» **What the task requires**:
Tally the lines that include "React". Output the number only.

» **Data excerpt**:
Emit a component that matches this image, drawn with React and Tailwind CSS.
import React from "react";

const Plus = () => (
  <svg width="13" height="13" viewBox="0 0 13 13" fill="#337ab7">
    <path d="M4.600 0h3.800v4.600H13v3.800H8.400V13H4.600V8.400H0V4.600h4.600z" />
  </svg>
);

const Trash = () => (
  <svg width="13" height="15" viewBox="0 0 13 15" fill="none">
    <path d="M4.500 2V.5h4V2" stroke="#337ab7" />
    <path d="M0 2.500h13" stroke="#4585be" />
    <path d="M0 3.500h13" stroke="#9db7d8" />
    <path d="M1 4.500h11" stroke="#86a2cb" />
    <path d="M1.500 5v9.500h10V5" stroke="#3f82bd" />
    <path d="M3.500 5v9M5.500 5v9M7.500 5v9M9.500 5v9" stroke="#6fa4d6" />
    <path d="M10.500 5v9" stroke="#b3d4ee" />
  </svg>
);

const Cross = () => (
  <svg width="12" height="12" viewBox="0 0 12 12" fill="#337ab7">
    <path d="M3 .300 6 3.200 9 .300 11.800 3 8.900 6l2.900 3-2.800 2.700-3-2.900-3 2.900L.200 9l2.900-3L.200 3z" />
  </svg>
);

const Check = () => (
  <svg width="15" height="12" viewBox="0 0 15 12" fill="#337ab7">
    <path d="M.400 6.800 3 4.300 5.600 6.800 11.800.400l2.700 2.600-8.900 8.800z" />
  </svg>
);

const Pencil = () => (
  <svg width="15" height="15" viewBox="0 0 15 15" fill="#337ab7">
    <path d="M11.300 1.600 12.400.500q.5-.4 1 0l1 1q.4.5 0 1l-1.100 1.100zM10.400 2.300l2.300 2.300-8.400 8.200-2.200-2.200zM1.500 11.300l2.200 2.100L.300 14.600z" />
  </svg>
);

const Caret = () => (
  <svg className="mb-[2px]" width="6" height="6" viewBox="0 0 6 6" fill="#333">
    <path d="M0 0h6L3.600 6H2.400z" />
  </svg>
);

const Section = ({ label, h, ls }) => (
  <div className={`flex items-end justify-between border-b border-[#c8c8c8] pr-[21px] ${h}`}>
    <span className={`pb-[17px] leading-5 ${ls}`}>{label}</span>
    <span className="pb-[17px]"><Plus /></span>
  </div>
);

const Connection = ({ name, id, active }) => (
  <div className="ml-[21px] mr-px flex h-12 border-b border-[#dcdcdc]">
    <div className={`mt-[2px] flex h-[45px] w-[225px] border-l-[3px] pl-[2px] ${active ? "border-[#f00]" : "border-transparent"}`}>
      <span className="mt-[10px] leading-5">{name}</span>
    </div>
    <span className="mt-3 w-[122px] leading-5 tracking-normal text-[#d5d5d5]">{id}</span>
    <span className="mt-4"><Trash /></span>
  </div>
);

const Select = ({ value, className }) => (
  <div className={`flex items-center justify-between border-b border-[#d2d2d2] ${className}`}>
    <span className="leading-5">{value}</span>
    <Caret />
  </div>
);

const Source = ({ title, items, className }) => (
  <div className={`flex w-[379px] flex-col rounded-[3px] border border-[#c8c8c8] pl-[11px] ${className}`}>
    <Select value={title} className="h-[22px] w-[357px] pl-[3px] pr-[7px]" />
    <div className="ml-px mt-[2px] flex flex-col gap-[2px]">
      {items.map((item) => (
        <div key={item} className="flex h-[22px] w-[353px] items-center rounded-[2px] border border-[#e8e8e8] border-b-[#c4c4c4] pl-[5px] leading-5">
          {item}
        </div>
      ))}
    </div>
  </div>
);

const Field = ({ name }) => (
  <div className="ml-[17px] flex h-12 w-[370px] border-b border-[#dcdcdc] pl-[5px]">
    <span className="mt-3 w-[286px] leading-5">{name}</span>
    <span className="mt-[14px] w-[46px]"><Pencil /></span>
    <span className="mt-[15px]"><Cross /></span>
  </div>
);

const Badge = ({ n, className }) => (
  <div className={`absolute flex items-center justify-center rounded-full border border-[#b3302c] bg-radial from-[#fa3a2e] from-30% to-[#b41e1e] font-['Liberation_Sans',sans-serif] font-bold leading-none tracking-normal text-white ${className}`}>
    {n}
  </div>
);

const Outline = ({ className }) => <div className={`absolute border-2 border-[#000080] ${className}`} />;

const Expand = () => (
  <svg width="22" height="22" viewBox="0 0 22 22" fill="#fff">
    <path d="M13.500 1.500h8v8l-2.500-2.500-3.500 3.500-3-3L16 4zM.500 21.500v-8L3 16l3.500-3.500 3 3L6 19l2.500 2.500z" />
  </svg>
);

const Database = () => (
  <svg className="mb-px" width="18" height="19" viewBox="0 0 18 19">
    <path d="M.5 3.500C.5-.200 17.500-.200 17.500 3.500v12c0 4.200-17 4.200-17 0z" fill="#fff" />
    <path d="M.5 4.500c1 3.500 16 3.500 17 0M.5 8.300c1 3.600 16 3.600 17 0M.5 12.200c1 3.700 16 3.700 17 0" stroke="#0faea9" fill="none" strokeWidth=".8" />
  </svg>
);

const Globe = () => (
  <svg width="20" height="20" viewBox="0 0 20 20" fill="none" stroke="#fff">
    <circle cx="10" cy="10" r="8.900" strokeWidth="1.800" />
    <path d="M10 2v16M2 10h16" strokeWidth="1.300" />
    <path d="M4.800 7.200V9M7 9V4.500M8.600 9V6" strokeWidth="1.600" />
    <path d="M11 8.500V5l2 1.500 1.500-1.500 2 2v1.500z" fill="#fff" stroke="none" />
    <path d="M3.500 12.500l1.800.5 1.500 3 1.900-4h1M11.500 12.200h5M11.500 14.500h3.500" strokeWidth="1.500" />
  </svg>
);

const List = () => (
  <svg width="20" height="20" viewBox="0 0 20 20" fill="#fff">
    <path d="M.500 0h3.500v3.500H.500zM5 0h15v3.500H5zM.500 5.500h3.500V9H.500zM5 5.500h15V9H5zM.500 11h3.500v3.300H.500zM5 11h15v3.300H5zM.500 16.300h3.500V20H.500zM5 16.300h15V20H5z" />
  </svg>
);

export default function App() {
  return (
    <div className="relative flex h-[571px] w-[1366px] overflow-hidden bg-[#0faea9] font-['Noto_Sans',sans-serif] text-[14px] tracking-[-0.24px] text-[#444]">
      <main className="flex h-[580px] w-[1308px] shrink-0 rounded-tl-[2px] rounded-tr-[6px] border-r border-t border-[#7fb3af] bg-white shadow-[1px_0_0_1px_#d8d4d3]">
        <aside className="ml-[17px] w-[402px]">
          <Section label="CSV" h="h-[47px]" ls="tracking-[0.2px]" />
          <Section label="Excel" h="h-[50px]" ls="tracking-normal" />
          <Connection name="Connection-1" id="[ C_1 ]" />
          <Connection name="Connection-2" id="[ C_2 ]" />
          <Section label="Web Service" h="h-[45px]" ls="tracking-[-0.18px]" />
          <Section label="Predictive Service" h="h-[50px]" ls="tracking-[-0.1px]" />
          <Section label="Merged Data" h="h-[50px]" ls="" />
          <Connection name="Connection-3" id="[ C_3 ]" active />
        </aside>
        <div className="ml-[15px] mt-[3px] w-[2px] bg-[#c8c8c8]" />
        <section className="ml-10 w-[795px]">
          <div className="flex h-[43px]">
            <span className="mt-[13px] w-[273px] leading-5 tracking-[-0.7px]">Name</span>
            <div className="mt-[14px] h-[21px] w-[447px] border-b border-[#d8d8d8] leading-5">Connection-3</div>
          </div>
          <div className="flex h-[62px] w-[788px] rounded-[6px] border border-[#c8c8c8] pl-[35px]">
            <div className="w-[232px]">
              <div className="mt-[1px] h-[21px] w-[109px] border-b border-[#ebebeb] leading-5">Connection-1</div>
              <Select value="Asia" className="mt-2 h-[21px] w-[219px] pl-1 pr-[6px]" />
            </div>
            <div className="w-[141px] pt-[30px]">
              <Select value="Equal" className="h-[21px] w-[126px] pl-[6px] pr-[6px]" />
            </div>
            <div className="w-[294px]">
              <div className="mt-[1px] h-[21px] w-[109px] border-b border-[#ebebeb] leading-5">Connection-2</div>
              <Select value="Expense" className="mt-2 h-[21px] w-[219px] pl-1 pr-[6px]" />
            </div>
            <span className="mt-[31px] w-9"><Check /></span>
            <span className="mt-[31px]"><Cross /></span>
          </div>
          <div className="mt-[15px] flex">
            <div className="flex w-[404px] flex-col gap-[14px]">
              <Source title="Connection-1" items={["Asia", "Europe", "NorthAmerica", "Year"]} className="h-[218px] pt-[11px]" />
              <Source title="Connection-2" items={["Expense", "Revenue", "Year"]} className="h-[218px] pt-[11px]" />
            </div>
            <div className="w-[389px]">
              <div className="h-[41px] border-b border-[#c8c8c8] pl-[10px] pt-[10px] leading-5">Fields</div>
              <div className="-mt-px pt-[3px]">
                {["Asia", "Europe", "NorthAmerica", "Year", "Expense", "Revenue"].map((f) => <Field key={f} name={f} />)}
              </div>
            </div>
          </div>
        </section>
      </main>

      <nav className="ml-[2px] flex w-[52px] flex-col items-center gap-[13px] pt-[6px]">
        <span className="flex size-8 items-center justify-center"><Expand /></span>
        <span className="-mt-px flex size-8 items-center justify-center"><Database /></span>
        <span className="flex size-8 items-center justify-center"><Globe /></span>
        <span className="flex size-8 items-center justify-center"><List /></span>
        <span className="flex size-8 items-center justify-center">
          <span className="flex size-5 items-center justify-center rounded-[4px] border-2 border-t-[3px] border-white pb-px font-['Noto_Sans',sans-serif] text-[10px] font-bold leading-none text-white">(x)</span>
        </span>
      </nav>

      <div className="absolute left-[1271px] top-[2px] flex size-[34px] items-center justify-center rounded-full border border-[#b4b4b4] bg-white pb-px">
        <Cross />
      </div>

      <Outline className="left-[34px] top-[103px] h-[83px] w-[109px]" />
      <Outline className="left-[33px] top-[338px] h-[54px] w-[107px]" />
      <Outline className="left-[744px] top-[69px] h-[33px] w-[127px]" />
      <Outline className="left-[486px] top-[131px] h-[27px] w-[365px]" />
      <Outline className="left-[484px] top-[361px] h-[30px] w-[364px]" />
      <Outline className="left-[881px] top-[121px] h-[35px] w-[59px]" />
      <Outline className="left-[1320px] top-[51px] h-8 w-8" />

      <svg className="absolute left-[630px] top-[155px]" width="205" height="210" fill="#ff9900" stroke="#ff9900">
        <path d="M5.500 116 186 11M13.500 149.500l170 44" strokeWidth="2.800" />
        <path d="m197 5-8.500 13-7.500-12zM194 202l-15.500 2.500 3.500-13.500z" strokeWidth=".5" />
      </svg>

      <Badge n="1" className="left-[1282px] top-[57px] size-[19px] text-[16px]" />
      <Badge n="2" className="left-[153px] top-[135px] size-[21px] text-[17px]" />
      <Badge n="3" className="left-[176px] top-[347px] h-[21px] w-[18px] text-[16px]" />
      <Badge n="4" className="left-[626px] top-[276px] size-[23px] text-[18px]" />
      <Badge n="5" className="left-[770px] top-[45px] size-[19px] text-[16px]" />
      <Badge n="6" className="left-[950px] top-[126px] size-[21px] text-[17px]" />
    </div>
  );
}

» **Task result**:
2